Total newbie on this. What is the easiest way to pay an employee living out of US, but having a USD account in their country, given I am based in US? I want to do it properly as if the employee is getting paid by the company on a payroll, generating a paystub. Checked out Deel, but seems like too much effort for just a single employee (not looking to increase at the moment).
Will the answer change for a contractor in same situation?
If you try this sort of thing in Australia, you violate the Alienation of Personal Services Income Act 2000, and will be in a world of pain. Many other countries (including e.g. many post-2004 EU members) have similar laws against "stealth" employment, enforced with varying degrees of eagerness and effectiveness, as common in that region.
If you're only serving a single client, you're usually not a contractor. If you pretend to be, and if the tax office ever decides to scrutinize what you do, chances are they'll tear you a new one. Insist on having an "employer of record" that does things by the book, and knows local regulations, tax codes, and mandatory insurances.
In the same time if your customer does have legal presence in your country of residence then that's entirely different situation amd tax office might see it as tax avoidance, though this will depend on country of your residence as laws are implemented differently in different EU member states, and also the legal form of your own company.
If in doubt, hire accountant who specializes in your area.
Indeed. This should be the top answer to OP's question.
And I count myself lucky to live in a country where the people's incentives mostly align with the way I prefer to make a living.
I just read an article claiming that in Germany employers of record are treated like temp agencies and thus limited to 18 months.
For example, trying to be a professional soldier in Iceland, or a prostitute in the US, just plain won't work out legally, no matter how complicated the arrangements you make.
I know this word! Yes, it's a shitty situation :)
We researched ways to pay him legally, but for a six month contract it turned out to be much easier to simply pay an agency that pays him and does the paperwork.
Essentially it is presumed that most workers are full-time employees, and it is difficult to maintain a contractor due to tax liability and labor laws.
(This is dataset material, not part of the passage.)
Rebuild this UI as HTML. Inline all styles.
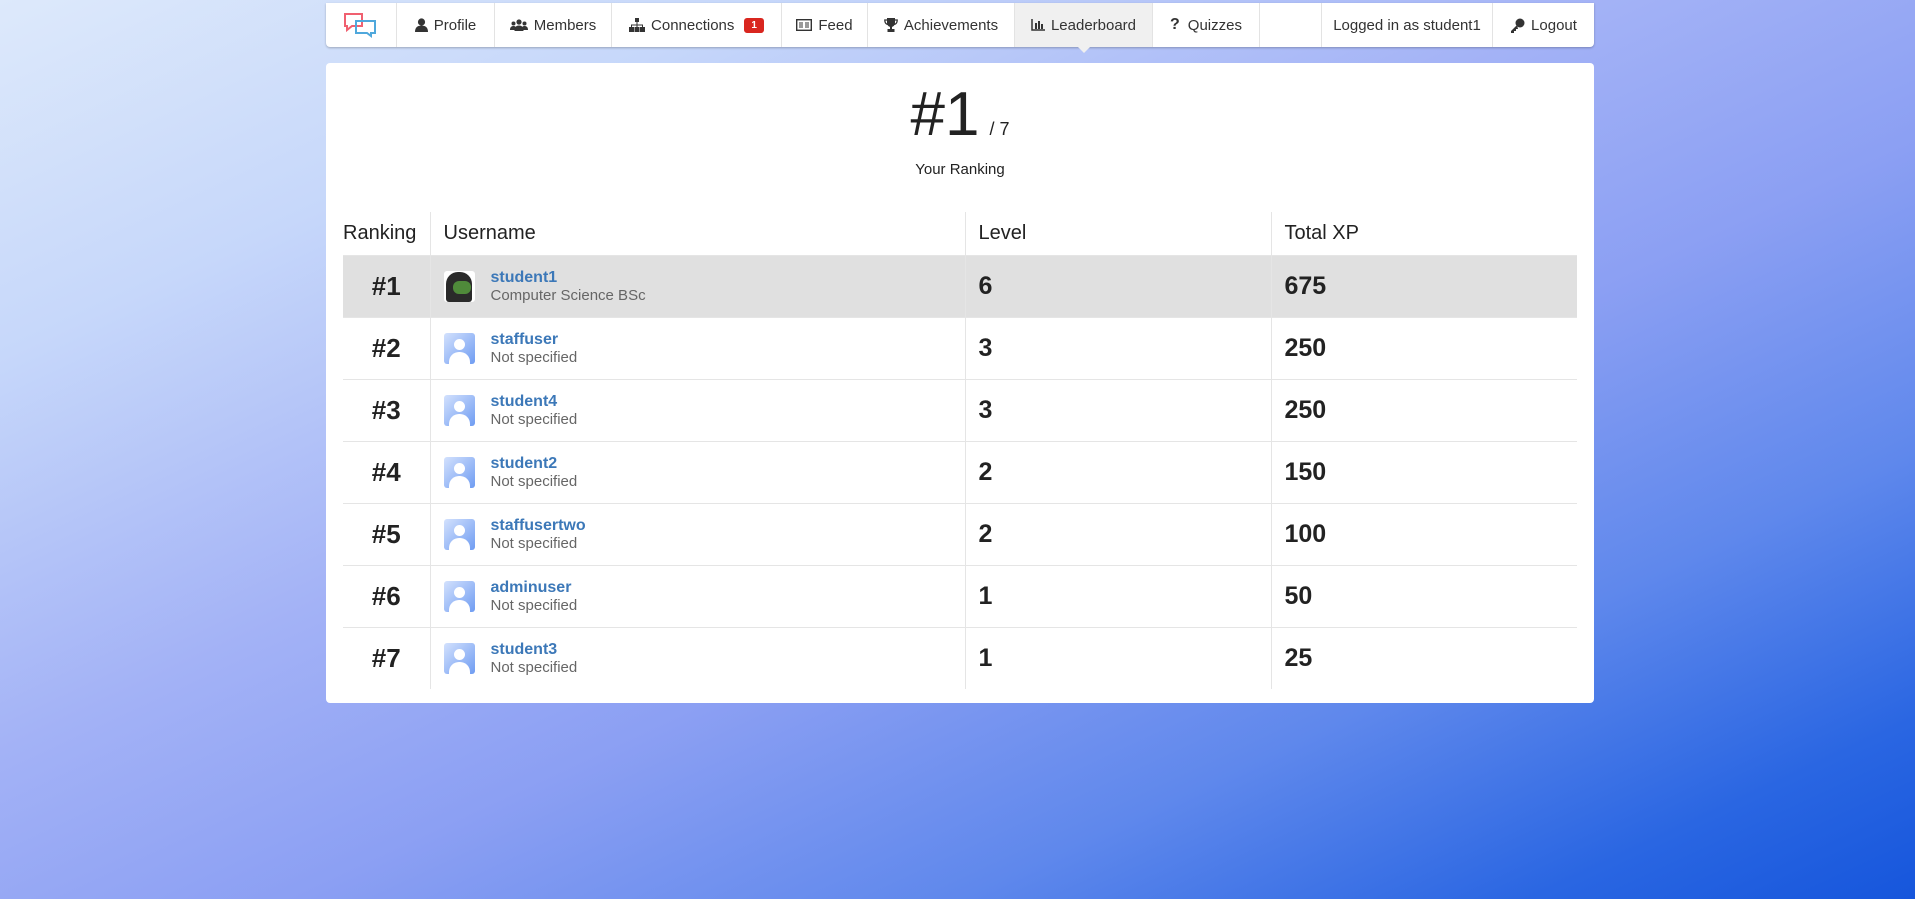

If you insist on a non-contractor relationship, find a business (Oyster, Remote, maybe Deel do this) to act as the Employer of Record and get ready to pay them a ton to do it.
The only cheap and easy way to do this as an employer is with contractor relationships.
The other way for him would be to setup legal entity so that you could work with him as contractor or Freelancer. In some countries, such as my own (Serbia), freelancers can be payed directly, without the need for them to setup any kind o f entity or register with EoR. You should check if something like that exists for your employee.
See https://www.irs.gov/businesses/small-businesses-self-employe...
In some EU countries it might be worth the headache since you'd also pay considerably less taxes than if you were an employee
I'd add it's easier to do B2B than regular employment, that will make your life easier as you will not carry the burden of figuring out taxes- your contractor will know better their circumstances like tax residence.